TO BE DONE :: Find how many lines hold the word "TypeScript". Give only the number.

>> Start MATERIAL PROVIDED

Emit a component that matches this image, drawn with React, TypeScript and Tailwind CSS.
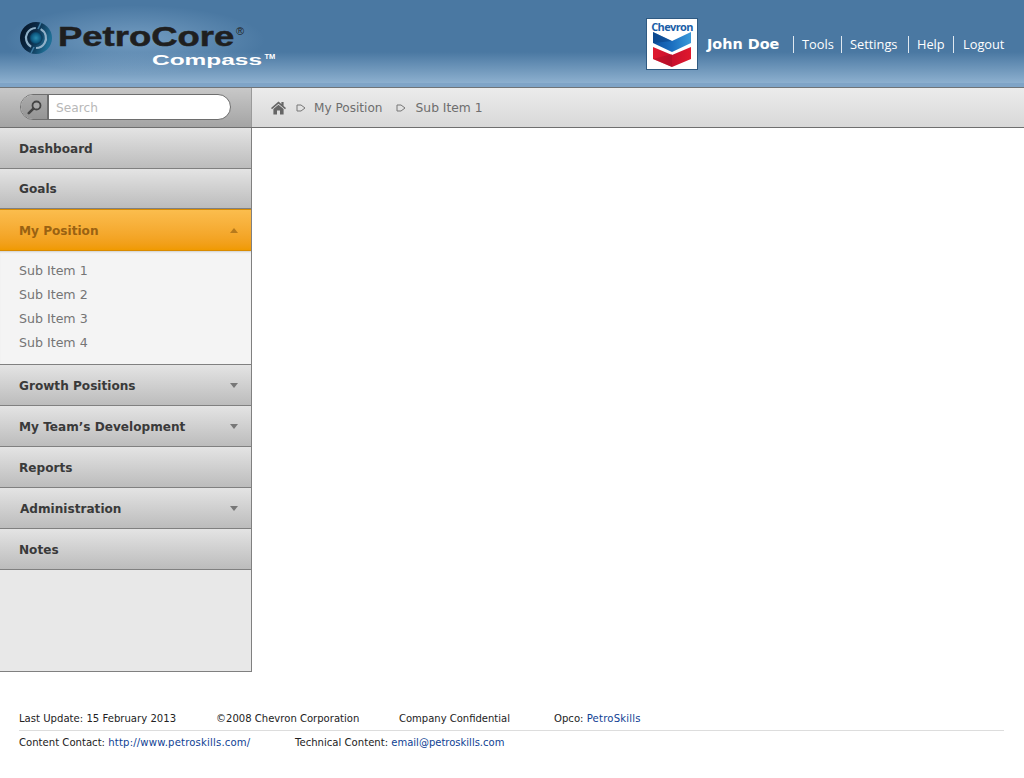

>> End MATERIAL PROVIDED
>> Start MATERIAL PROVIDED

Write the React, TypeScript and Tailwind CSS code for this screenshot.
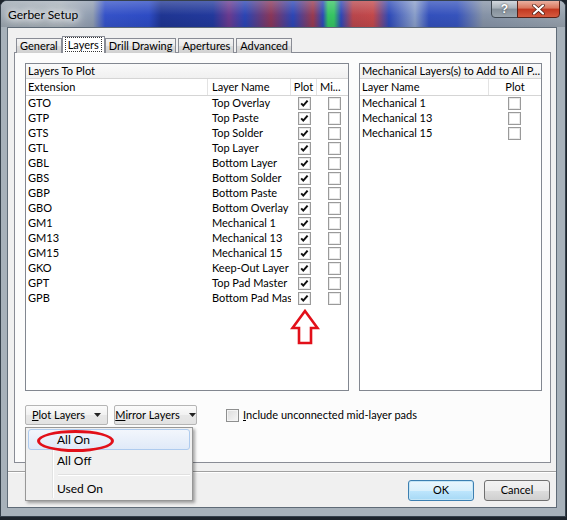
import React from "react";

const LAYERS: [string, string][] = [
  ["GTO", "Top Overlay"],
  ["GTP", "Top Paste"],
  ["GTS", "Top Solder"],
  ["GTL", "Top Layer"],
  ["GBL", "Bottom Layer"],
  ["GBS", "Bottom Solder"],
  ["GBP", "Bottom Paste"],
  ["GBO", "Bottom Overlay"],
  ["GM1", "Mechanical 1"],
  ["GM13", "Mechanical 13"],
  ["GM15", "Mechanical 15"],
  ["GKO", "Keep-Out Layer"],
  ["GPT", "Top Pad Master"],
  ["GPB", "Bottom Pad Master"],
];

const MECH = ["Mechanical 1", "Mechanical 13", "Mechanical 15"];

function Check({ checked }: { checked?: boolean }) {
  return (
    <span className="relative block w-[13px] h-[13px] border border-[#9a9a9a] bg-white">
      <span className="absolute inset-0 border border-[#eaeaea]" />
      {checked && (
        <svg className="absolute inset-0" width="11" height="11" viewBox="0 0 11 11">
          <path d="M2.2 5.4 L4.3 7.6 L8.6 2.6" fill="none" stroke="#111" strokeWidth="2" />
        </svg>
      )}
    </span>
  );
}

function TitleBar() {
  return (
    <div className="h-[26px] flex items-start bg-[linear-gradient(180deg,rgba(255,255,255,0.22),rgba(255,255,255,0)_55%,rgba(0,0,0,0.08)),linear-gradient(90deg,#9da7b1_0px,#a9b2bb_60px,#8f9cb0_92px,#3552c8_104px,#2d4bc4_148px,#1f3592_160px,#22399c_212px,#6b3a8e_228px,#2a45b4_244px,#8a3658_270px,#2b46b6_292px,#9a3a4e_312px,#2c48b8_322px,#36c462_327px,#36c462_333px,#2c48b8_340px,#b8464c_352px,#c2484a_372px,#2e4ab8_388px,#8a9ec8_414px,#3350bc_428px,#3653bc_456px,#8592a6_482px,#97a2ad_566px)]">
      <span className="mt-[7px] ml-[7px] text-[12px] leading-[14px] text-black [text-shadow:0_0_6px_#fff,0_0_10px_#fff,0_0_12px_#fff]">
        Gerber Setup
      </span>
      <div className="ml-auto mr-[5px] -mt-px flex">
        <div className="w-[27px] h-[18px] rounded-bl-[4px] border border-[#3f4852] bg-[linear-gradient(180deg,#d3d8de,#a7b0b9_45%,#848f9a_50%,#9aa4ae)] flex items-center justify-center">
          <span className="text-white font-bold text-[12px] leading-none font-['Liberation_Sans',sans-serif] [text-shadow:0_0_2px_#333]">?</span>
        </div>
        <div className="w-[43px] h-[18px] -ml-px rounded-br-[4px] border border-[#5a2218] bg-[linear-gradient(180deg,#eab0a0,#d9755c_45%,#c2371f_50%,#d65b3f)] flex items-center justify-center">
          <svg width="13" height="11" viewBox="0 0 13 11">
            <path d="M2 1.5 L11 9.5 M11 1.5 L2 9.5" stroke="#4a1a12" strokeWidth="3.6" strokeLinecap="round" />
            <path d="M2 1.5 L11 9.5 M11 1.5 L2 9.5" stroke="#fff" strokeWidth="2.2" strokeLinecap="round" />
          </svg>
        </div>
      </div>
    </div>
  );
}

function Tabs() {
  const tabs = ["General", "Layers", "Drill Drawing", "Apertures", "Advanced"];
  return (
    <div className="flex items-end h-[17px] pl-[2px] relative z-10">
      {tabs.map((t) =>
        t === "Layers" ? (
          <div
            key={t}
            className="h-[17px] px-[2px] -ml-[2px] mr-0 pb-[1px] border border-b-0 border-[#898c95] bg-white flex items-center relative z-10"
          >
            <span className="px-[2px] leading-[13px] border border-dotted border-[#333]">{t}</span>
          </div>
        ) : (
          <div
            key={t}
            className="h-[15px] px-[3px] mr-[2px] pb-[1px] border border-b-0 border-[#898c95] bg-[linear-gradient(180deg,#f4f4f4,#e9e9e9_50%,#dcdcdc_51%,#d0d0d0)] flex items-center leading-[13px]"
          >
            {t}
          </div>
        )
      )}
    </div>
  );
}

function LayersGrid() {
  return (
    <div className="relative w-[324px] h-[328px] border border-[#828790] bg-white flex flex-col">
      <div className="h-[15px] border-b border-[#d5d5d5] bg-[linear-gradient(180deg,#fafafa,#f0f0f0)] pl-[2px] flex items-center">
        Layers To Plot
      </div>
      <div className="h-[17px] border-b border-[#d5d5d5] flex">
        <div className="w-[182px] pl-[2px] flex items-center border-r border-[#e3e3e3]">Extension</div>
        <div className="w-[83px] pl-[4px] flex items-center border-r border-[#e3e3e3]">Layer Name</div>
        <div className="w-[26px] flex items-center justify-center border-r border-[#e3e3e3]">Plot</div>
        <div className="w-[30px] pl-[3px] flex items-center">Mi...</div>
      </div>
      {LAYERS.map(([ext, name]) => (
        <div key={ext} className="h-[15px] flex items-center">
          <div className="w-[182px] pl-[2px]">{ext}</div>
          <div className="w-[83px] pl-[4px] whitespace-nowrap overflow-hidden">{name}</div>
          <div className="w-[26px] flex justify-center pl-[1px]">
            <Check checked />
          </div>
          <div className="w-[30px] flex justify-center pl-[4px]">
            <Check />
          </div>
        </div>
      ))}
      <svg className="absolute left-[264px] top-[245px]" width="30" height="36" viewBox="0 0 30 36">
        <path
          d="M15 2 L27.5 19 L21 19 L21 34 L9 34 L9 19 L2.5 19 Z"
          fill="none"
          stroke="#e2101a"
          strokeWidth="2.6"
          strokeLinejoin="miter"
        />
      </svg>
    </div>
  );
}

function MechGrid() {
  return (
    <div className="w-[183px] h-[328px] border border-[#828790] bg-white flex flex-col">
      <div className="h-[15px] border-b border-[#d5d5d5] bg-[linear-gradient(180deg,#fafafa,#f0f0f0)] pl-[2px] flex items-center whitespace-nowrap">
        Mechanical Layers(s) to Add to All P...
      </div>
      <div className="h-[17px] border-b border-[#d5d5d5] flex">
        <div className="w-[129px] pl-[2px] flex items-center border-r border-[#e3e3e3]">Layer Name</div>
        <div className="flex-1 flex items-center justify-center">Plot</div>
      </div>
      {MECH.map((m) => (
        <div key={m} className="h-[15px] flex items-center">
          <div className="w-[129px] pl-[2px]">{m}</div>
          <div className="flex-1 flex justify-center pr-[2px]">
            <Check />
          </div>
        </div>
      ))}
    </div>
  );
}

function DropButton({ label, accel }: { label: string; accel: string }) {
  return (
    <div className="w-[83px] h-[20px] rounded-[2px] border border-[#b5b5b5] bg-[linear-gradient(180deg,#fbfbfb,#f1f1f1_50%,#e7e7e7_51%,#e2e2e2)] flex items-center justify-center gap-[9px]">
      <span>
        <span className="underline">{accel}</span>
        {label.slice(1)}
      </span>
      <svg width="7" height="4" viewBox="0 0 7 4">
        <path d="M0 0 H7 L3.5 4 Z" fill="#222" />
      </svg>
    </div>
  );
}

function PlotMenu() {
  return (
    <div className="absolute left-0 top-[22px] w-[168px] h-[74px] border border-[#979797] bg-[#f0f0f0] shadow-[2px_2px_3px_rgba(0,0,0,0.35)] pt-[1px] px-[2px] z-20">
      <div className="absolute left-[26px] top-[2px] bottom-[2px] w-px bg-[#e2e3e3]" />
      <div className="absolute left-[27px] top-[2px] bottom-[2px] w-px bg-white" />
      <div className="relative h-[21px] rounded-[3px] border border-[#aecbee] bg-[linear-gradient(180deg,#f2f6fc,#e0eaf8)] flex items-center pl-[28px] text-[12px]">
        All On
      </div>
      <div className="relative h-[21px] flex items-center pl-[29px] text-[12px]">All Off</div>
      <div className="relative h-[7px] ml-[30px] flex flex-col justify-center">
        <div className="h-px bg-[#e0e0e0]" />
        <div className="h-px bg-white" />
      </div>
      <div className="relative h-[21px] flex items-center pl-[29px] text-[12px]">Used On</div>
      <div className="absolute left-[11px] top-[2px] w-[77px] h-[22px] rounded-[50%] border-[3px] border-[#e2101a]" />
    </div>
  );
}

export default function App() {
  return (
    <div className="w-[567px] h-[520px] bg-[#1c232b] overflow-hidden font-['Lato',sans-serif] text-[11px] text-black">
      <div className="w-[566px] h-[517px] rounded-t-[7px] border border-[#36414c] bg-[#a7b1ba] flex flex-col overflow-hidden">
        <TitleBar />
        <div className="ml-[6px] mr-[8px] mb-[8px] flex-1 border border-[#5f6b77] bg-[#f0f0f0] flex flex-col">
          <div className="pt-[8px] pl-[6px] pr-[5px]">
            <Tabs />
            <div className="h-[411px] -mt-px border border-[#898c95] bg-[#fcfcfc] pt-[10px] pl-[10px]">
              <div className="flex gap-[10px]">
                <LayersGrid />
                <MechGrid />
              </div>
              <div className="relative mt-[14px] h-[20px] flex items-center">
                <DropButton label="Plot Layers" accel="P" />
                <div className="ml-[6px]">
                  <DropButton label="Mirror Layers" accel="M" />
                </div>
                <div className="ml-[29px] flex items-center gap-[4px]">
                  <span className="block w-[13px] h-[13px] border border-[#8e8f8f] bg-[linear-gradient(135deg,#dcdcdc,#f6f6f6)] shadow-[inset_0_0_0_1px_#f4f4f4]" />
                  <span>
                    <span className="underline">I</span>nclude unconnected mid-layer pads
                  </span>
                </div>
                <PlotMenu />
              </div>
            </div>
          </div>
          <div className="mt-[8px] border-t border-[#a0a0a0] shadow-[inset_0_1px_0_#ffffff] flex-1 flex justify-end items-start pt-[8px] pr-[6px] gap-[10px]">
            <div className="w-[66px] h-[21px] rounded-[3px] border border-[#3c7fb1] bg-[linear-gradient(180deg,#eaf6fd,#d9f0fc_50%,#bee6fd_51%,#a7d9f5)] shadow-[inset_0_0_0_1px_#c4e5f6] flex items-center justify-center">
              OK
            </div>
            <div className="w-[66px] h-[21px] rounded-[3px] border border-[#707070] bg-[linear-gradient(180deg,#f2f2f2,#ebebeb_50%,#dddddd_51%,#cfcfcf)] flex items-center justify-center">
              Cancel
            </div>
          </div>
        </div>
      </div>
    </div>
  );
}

>> End MATERIAL PROVIDED
>> Start MATERIAL PROVIDED

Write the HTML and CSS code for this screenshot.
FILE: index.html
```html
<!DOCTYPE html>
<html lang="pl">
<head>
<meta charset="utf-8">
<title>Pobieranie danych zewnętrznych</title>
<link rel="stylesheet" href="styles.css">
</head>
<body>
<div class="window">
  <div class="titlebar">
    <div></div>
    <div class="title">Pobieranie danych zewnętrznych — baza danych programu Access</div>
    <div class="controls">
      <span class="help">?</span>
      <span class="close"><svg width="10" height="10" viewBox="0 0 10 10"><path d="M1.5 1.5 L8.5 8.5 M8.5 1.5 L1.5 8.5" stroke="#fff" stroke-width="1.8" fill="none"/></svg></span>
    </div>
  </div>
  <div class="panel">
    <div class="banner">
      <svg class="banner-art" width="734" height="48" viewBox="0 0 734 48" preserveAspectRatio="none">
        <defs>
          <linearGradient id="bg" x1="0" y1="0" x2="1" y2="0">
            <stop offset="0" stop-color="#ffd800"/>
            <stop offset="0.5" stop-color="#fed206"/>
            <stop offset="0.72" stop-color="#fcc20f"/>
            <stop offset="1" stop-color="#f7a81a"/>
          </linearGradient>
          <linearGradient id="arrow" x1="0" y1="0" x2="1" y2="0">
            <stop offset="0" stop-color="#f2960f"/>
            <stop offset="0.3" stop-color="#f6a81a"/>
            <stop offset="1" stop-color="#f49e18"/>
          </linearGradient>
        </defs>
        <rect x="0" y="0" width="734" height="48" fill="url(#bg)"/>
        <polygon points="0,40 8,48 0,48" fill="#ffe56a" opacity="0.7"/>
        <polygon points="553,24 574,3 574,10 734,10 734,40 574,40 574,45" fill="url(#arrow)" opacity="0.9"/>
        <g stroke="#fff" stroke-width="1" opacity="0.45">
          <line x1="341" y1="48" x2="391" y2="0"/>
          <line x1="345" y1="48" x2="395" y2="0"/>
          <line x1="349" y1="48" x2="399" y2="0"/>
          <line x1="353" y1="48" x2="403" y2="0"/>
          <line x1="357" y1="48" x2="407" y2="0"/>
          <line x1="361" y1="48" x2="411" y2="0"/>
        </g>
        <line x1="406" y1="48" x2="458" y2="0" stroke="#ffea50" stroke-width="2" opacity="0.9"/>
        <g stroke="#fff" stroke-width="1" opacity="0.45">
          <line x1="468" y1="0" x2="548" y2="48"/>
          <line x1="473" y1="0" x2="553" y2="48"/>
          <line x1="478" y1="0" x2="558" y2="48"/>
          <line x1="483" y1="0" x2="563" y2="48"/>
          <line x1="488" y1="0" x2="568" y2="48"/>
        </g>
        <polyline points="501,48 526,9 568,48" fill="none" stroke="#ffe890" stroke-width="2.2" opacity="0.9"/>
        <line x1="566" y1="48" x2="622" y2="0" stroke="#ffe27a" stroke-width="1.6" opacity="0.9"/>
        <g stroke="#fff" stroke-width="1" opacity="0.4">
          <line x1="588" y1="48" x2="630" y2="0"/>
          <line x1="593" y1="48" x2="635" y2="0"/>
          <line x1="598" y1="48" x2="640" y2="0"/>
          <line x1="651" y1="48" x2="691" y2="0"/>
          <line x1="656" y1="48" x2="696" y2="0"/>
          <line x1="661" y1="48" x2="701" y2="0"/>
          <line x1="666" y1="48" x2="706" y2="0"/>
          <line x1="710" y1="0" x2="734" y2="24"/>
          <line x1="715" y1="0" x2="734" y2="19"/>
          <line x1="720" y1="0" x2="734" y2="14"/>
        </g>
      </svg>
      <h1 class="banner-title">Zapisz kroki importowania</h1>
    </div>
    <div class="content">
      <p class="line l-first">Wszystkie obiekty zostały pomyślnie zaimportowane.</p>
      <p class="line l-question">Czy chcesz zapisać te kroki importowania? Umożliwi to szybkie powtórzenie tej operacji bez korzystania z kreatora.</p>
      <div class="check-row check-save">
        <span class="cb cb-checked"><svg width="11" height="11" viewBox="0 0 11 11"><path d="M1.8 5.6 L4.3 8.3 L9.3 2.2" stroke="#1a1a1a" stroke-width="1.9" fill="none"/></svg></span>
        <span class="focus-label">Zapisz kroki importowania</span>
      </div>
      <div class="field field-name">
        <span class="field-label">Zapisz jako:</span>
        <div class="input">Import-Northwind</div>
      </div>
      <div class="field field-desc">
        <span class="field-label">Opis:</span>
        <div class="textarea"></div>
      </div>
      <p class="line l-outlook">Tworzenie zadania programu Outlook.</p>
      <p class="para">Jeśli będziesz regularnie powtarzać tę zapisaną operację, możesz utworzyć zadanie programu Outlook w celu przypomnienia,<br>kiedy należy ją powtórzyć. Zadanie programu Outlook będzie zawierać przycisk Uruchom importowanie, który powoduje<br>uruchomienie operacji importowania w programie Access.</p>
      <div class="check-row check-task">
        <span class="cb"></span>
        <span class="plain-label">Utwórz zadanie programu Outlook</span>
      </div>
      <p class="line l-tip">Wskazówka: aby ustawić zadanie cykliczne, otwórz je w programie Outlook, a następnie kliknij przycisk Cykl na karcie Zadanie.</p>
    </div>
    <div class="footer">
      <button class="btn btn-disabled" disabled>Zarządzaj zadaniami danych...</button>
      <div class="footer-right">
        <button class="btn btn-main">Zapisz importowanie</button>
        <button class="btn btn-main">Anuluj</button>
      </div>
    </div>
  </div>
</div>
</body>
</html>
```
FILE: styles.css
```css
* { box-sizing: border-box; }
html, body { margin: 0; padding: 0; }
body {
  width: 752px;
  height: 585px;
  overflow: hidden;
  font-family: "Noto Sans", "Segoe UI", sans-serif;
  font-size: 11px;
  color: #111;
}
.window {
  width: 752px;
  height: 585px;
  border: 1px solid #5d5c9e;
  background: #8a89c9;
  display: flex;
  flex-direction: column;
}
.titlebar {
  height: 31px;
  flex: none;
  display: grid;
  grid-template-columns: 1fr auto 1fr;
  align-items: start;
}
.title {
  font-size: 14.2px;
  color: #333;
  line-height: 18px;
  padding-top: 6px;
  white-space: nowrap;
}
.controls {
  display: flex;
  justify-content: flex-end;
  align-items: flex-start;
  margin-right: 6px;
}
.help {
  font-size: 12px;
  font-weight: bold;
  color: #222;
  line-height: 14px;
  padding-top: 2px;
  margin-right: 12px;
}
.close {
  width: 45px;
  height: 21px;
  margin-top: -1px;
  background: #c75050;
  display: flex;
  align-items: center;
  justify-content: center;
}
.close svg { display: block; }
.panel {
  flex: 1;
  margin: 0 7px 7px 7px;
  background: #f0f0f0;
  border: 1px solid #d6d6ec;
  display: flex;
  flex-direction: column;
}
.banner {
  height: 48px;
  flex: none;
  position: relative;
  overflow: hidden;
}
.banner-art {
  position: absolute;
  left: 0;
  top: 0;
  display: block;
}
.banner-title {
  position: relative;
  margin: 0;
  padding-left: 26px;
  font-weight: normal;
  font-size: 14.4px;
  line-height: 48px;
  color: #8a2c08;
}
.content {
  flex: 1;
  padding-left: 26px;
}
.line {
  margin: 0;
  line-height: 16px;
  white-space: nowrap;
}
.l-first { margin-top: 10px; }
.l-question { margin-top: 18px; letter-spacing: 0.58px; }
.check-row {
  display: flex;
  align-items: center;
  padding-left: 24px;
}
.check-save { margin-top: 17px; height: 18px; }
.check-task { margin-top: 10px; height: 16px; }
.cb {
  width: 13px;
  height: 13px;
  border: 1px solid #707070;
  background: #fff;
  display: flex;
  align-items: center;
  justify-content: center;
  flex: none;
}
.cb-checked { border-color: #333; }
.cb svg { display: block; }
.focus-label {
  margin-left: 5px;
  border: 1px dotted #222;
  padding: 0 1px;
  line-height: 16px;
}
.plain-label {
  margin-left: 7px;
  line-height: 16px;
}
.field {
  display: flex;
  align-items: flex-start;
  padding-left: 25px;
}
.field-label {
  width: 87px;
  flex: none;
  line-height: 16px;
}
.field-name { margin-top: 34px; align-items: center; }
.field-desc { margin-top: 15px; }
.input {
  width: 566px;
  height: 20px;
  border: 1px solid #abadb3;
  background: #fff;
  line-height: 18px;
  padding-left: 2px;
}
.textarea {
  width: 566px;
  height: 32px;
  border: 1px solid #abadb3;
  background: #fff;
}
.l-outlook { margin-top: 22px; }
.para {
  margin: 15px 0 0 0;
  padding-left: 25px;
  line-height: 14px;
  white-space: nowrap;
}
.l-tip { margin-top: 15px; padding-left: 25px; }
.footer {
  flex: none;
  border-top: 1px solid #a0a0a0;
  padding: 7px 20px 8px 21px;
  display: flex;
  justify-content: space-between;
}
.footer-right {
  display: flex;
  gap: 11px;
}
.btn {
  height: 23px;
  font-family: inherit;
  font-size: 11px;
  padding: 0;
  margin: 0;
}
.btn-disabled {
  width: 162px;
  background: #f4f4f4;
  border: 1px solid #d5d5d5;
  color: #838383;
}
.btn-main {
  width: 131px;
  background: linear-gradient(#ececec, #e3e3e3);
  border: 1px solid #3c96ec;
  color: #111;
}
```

>> End MATERIAL PROVIDED

SOLUTION TO THIS PROBLEM :: 2